Growing 0.4% last quarter, India ended a technical recession.
Also Read | The limits to India’s privatization push
The NSO revised GDP prints for June and September quarters to -24.4% and 7.3% respectively from earlier estimates of -23.9% and -7.5%. For FY21, NSO expects the GDP to contract 8% compared to an earlier projection of a decline of 7.7%, signalling weaker than expected rebound in the March quarter.
While ICRA Ltd and HDFC Bank had expected a mild recovery in economic activity with projected GDP growth of 0.7% and 0.8% respectively for December quarter, IDFC Bank had expected a growth of 1.8%.

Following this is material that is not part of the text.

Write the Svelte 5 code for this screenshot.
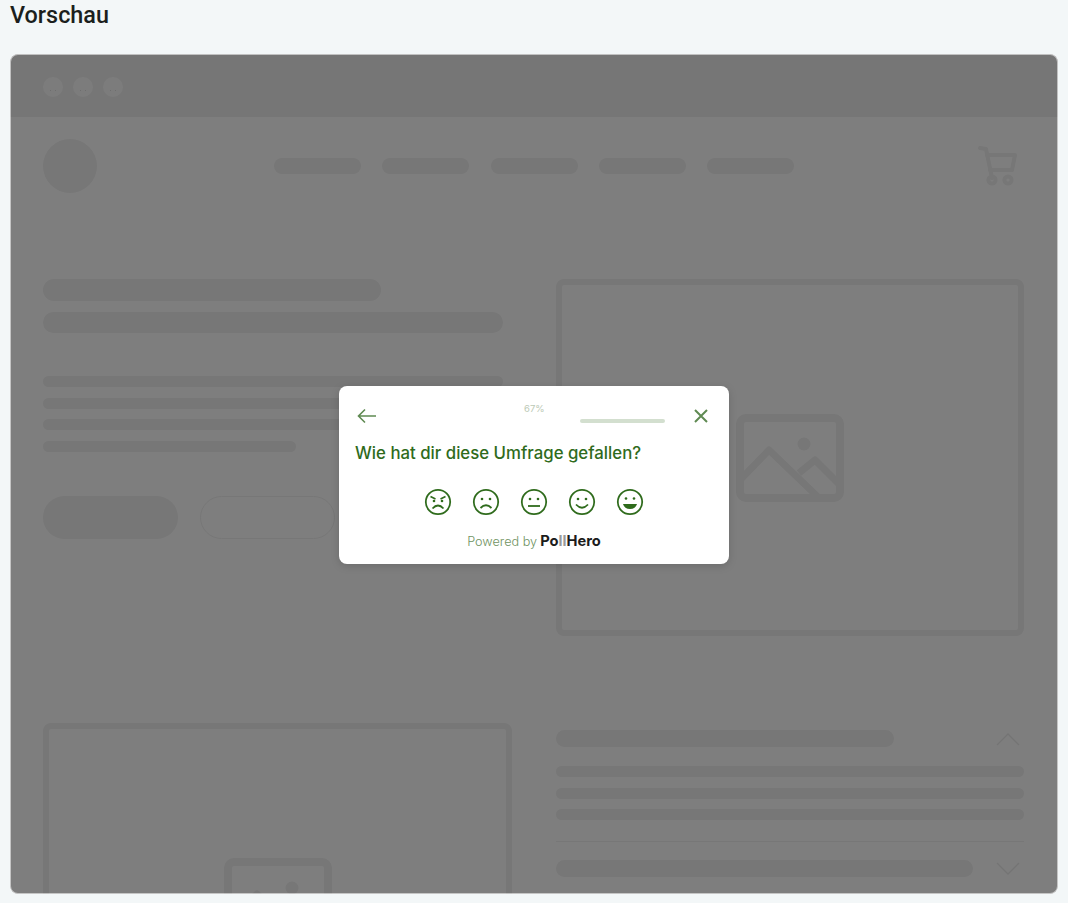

During the December quarter, manufacturing grew 1.6% while public expenditure contracted 1.5% which could have dragged down overall GDP growth. Contact services, including trade, hotel, communications shrunk 7.7% while construction bounced back to grow at 6.2% during the quarter.
Lower-than-expected GDP growth may force professional forecasters to revise their projections for FY22.
As of now, rating agency Moody’s has forecast a 13.7% economic growth for FY22 while the Reserve Bank of India and Economic Survey have more modest estimates of 10.5% and 11% respectively. The International Monetary Fund has forecast 11.5% GDP growth for FY22.